Reproduce the listing below without changes, except that pictures are left out.

══ Data lines

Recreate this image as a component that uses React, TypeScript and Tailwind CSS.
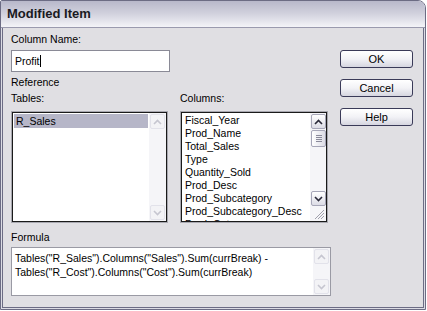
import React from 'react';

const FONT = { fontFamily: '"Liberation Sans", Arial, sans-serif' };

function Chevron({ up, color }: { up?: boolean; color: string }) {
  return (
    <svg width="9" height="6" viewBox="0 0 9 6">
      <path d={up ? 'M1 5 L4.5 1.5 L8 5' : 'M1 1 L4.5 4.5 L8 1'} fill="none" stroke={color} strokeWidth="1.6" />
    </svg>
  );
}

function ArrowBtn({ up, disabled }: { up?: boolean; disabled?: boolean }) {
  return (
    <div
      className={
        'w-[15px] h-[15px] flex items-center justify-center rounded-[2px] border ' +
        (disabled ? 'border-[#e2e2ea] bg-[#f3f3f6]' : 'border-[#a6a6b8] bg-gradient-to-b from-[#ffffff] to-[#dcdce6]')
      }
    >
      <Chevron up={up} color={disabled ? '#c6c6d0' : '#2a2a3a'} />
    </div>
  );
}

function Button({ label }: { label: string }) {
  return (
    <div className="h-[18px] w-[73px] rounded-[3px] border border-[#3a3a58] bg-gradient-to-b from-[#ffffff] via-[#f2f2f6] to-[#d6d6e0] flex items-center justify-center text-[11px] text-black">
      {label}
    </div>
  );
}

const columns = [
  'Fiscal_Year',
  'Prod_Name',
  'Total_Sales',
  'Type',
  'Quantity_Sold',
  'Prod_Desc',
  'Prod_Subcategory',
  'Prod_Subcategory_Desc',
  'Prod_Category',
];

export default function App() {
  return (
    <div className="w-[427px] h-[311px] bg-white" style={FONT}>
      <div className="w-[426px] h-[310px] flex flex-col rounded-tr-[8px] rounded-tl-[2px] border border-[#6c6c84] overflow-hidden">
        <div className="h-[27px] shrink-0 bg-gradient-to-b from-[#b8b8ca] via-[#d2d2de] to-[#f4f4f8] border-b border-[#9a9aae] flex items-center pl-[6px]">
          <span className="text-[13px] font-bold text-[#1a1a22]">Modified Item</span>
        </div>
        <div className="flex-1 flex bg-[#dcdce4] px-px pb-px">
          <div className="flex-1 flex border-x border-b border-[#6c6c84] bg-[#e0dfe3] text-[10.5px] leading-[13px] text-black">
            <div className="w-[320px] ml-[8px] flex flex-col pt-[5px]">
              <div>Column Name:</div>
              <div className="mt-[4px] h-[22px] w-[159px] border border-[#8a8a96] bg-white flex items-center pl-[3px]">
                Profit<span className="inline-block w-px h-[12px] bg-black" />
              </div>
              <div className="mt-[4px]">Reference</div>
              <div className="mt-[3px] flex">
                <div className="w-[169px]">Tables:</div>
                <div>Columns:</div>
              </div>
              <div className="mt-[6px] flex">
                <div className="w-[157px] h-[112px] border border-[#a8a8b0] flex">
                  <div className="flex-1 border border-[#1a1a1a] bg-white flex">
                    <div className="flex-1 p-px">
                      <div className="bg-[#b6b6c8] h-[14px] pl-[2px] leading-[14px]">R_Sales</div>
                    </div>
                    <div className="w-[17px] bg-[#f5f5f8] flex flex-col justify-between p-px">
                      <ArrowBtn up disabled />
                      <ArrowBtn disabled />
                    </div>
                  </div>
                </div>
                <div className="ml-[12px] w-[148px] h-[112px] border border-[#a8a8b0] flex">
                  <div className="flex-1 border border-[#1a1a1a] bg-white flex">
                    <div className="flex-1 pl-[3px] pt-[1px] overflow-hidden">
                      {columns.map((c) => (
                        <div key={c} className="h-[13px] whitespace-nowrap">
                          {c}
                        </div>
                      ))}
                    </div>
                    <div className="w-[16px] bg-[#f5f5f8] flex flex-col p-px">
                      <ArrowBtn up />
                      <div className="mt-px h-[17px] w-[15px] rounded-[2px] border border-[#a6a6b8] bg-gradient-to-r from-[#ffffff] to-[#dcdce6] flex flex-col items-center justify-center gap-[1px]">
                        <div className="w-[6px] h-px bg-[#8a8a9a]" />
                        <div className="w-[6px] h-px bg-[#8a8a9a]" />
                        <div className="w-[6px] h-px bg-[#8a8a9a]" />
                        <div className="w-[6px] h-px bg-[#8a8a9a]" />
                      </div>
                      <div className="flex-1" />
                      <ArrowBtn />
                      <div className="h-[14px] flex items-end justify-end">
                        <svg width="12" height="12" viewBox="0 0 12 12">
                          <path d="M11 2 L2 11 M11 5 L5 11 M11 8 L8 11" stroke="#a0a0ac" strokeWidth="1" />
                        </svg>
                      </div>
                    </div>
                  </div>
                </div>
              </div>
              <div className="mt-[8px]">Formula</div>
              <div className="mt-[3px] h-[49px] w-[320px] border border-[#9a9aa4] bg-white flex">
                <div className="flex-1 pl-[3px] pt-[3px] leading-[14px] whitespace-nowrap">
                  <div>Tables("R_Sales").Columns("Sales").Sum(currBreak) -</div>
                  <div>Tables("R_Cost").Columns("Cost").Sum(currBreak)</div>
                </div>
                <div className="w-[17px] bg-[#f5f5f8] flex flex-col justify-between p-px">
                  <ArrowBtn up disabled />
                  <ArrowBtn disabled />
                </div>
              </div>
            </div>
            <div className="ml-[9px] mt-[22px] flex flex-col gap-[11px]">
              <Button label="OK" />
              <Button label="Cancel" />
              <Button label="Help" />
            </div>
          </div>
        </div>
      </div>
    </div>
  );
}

════

**Written response:**
Recreate this image as a component that uses React, TypeScript and Tailwind CSS.
import React from 'react';

const FONT = { fontFamily: '"Liberation Sans", Arial, sans-serif' };

function Chevron({ up, color }: { up?: boolean; color: string }) {
  return (
    <svg width="9" height="6" viewBox="0 0 9 6">
      <path d={up ? 'M1 5 L4.5 1.5 L8 5' : 'M1 1 L4.5 4.5 L8 1'} fill="none" stroke={color} strokeWidth="1.6" />
    </svg>
  );
}

function ArrowBtn({ up, disabled }: { up?: boolean; disabled?: boolean }) {
  return (
    <div
      className={
        'w-[15px] h-[15px] flex items-center justify-center rounded-[2px] border ' +
        (disabled ? 'border-[#e2e2ea] bg-[#f3f3f6]' : 'border-[#a6a6b8] bg-gradient-to-b from-[#ffffff] to-[#dcdce6]')
      }
    >
      <Chevron up={up} color={disabled ? '#c6c6d0' : '#2a2a3a'} />
    </div>
  );
}

function Button({ label }: { label: string }) {
  return (
    <div className="h-[18px] w-[73px] rounded-[3px] border border-[#3a3a58] bg-gradient-to-b from-[#ffffff] via-[#f2f2f6] to-[#d6d6e0] flex items-center justify-center text-[11px] text-black">
      {label}
    </div>
  );
}

const columns = [
  'Fiscal_Year',
  'Prod_Name',
  'Total_Sales',
  'Type',
  'Quantity_Sold',
  'Prod_Desc',
  'Prod_Subcategory',
  'Prod_Subcategory_Desc',
  'Prod_Category',
];

export default function App() {
  return (
    <div className="w-[427px] h-[311px] bg-white" style={FONT}>
      <div className="w-[426px] h-[310px] flex flex-col rounded-tr-[8px] rounded-tl-[2px] border border-[#6c6c84] overflow-hidden">
        <div className="h-[27px] shrink-0 bg-gradient-to-b from-[#b8b8ca] via-[#d2d2de] to-[#f4f4f8] border-b border-[#9a9aae] flex items-center pl-[6px]">
          <span className="text-[13px] font-bold text-[#1a1a22]">Modified Item</span>
        </div>
        <div className="flex-1 flex bg-[#dcdce4] px-px pb-px">
          <div className="flex-1 flex border-x border-b border-[#6c6c84] bg-[#e0dfe3] text-[10.5px] leading-[13px] text-black">
            <div className="w-[320px] ml-[8px] flex flex-col pt-[5px]">
              <div>Column Name:</div>
              <div className="mt-[4px] h-[22px] w-[159px] border border-[#8a8a96] bg-white flex items-center pl-[3px]">
                Profit<span className="inline-block w-px h-[12px] bg-black" />
              </div>
              <div className="mt-[4px]">Reference</div>
              <div className="mt-[3px] flex">
                <div className="w-[169px]">Tables:</div>
                <div>Columns:</div>
              </div>
              <div className="mt-[6px] flex">
                <div className="w-[157px] h-[112px] border border-[#a8a8b0] flex">
                  <div className="flex-1 border border-[#1a1a1a] bg-white flex">
                    <div className="flex-1 p-px">
                      <div className="bg-[#b6b6c8] h-[14px] pl-[2px] leading-[14px]">R_Sales</div>
                    </div>
                    <div className="w-[17px] bg-[#f5f5f8] flex flex-col justify-between p-px">
                      <ArrowBtn up disabled />
                      <ArrowBtn disabled />
                    </div>
                  </div>
                </div>
                <div className="ml-[12px] w-[148px] h-[112px] border border-[#a8a8b0] flex">
                  <div className="flex-1 border border-[#1a1a1a] bg-white flex">
                    <div className="flex-1 pl-[3px] pt-[1px] overflow-hidden">
                      {columns.map((c) => (
                        <div key={c} className="h-[13px] whitespace-nowrap">
                          {c}
                        </div>
                      ))}
                    </div>
                    <div className="w-[16px] bg-[#f5f5f8] flex flex-col p-px">
                      <ArrowBtn up />
                      <div className="mt-px h-[17px] w-[15px] rounded-[2px] border border-[#a6a6b8] bg-gradient-to-r from-[#ffffff] to-[#dcdce6] flex flex-col items-center justify-center gap-[1px]">
                        <div className="w-[6px] h-px bg-[#8a8a9a]" />
                        <div className="w-[6px] h-px bg-[#8a8a9a]" />
                        <div className="w-[6px] h-px bg-[#8a8a9a]" />
                        <div className="w-[6px] h-px bg-[#8a8a9a]" />
                      </div>
                      <div className="flex-1" />
                      <ArrowBtn />
                      <div className="h-[14px] flex items-end justify-end">
                        <svg width="12" height="12" viewBox="0 0 12 12">
                          <path d="M11 2 L2 11 M11 5 L5 11 M11 8 L8 11" stroke="#a0a0ac" strokeWidth="1" />
                        </svg>
                      </div>
                    </div>
                  </div>
                </div>
              </div>
              <div className="mt-[8px]">Formula</div>
              <div className="mt-[3px] h-[49px] w-[320px] border border-[#9a9aa4] bg-white flex">
                <div className="flex-1 pl-[3px] pt-[3px] leading-[14px] whitespace-nowrap">
                  <div>Tables("R_Sales").Columns("Sales").Sum(currBreak) -</div>
                  <div>Tables("R_Cost").Columns("Cost").Sum(currBreak)</div>
                </div>
                <div className="w-[17px] bg-[#f5f5f8] flex flex-col justify-between p-px">
                  <ArrowBtn up disabled />
                  <ArrowBtn disabled />
                </div>
              </div>
            </div>
            <div className="ml-[9px] mt-[22px] flex flex-col gap-[11px]">
              <Button label="OK" />
              <Button label="Cancel" />
              <Button label="Help" />
            </div>
          </div>
        </div>
      </div>
    </div>
  );
}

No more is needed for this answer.